Not surprisingly, the bad driving habits that I witnessed are also on the lists of many automobile insurance companies. More surprisingly, they’re mentioned on Top 10 Bad Driving Habit lists compiled by companies in the United Kingdom, where Britons intentionally drive on the wrong side of the road!

Bad driving habits, in no particular order, that people find irksome all over the globe are:

no turn signal; talking on cell phones while driving (yes, it’s illegal here in New Jersey, but Ocean City is the destination of people from all over the country who are unacquainted with our traffic laws, not to mention that we ourselves are a state of scofflaws); speeding; tailgating; and inattention, which ranges from the relatively innocuous changing of the radio station to the insanity of ignoring traffic signals.

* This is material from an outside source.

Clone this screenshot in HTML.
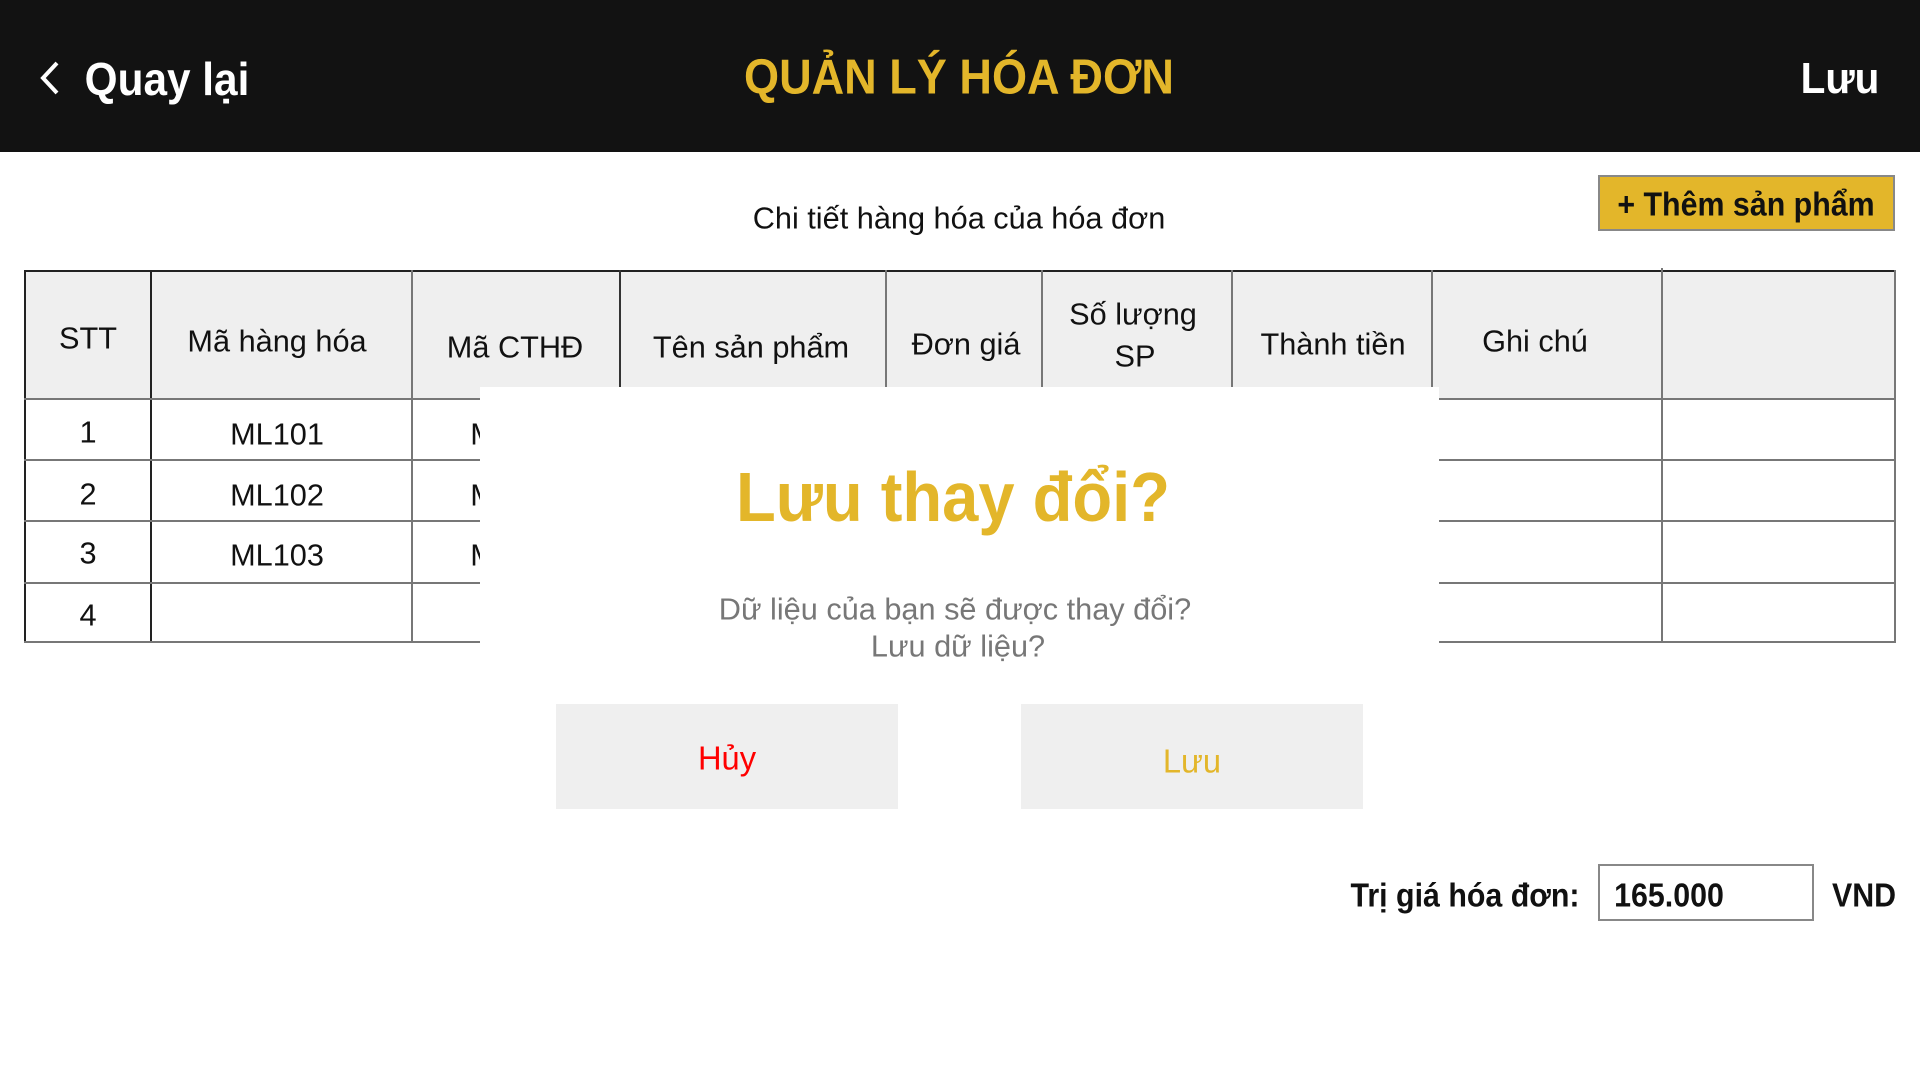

Other sore points: driving inappropriately fast for the weather conditions; speeding up so as not to allow another car to pass; drinking and driving; hanging out in the passing lane at a speed lower than the speed limit; and rudeness, which includes honking when it’s not warranted (which is almost always); tossing litter, which includes cigarettes, from moving vehicles; and merging at the last second rather than heeding men-at-work signs and lane-closed-ahead signs.

In addition to having bad driving habits, people get behind the wheel and indulge in such risky behavior as eating messy foods and drinking coffee or other nonalcoholic beverages; performing acts of personal hygiene and grooming; reading (mostly maps and directions, although there are those who try to sneak in a few pages of the latest New York Times bestseller); listening to music so loudly it blocks out the sounds of traffic; and turning around to talk to passengers in the back or to grope around for something in the back seat.

As bad as it gets here in the summer, with streets parked up and lines of visibility nearly at zero, we can take solace in knowing we are not among the top five cities with the rudest drivers. That honor goes to Miami, followed by New York, Boston, Los Angeles and Washington, D.C.

So until we all retire to Florida, where driving is a contact sport, let’s slow down and look both ways even when we’re in a hurry, the jerk in front of us just cut us off, and vacation-on-the-brain pedestrians decide to play chicken with a 3,000-pound moving object.